Güç arttıkça düşmanlık da artar. Tapınak Şövalyeleri’nin inanılmaz serveti ve kayıt altına alınamayan mali gücü, özellikle bir kralın gözünde ciddi bir tehdide dönüşmüştü: Fransa Kralı IV. Philippe.
Devlete olan borçlarını ödeyemeyen kral, Tapınakçıların servetine göz dikti ve kiliseyle iş birliği yaparak tarikatı yok etmeye karar verdi. 1307’de başlayan tutuklamalar, işkenceler ve uydurma suçlamalarla Tapınakçıların tüm mallarına el konuldu. Böylece Orta Çağ’ın en güçlü finans kuruluşu tarihin karanlık sayfalarına doğru kayboldu.
Ama hikâye burada bitmedi. Çünkü Tapınak Şövalyeleri’nin geliştirdiği sistemler modern bankacılığın iskeletini oluşturdu ve onların mirası, bugün bile finans dünyasında yaşamaya devam ediyor.
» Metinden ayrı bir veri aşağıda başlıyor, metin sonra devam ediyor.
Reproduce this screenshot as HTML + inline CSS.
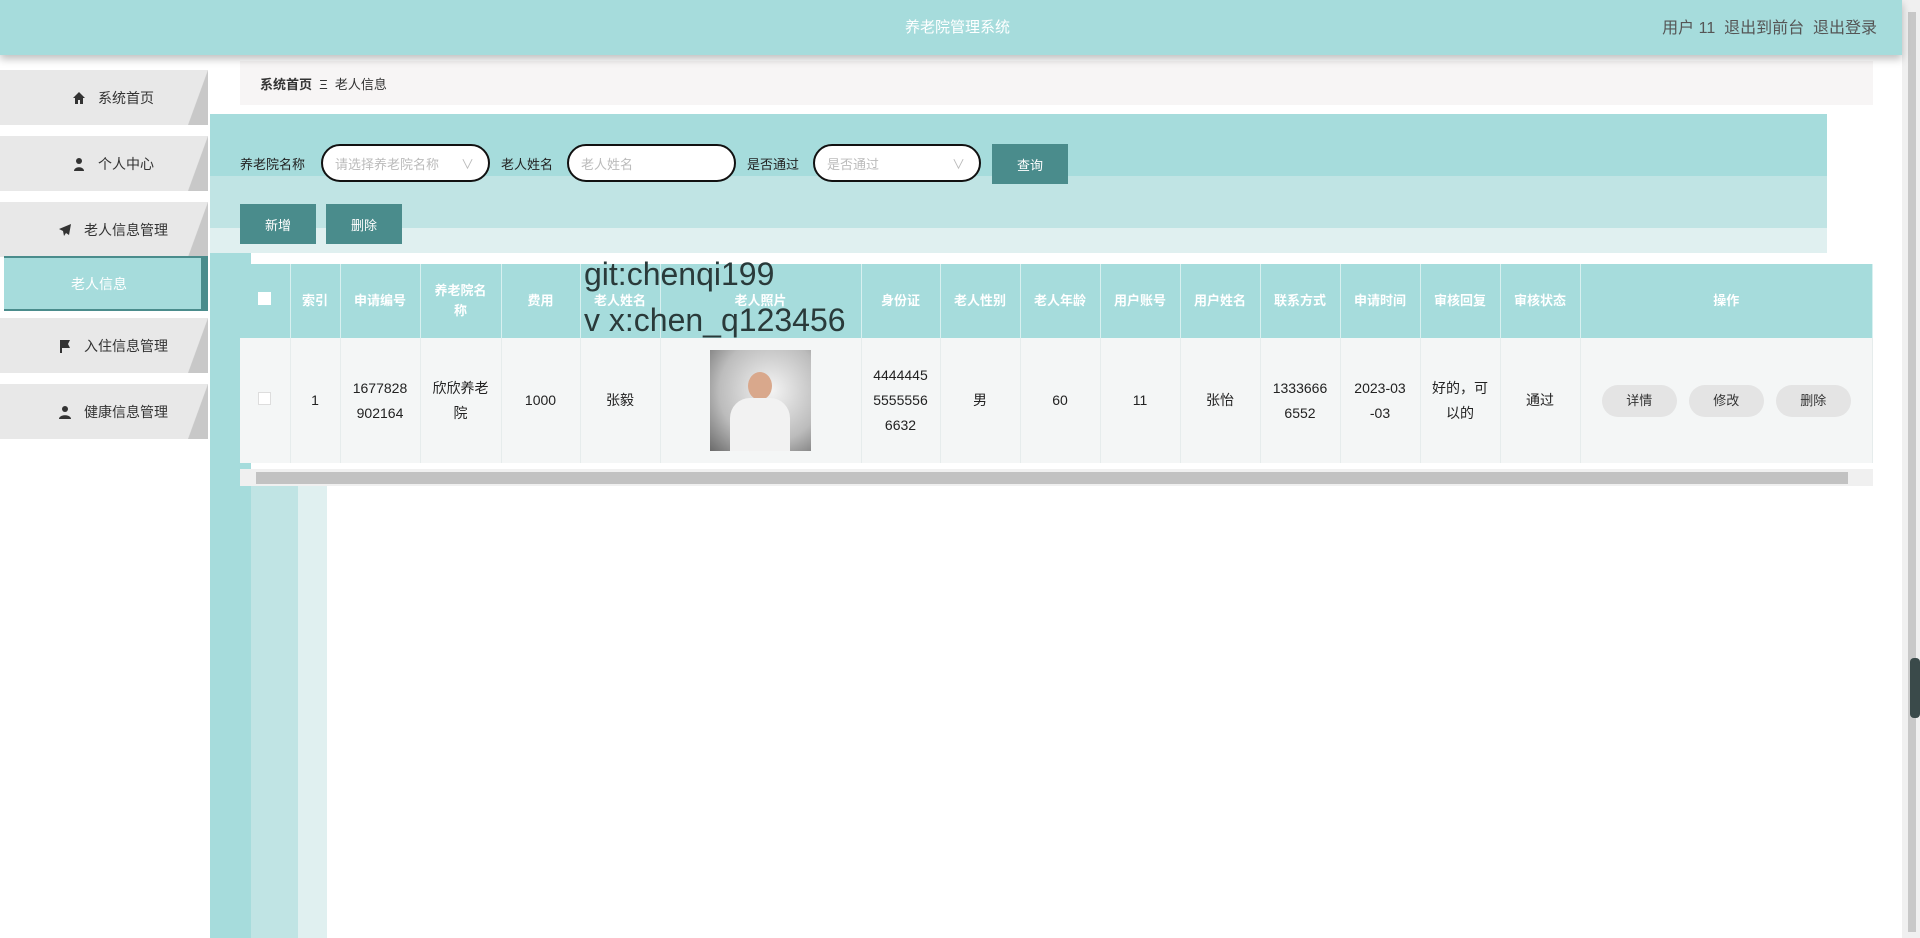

Tapınak Şövalyeleri’nin Bankacılığa Bıraktığı Kalıcı Miras
Bugün bankalarda kullandığımız birçok uygulama, Tapınakçıların finansal zekâsının modern izleridir:
-
Uluslararası para transferi
-
Güvenli saklama
-
Kredi verme
-
Faiz sistemi
-
Makbuz ve çek benzeri belgeler
-
Merkezi ve yerel finans ofislerinin koordinasyonu
Bu nedenle pek çok tarihçi Tapınakçıları “Orta Çağ’ın Bankerleri” olarak tanımlar. Onların öyküsü hem finans tarihinin dönüşümünü hem de paranın gücünün imparatorlukları nasıl şekillendirdiğini gösteren eşsiz bir örnektir.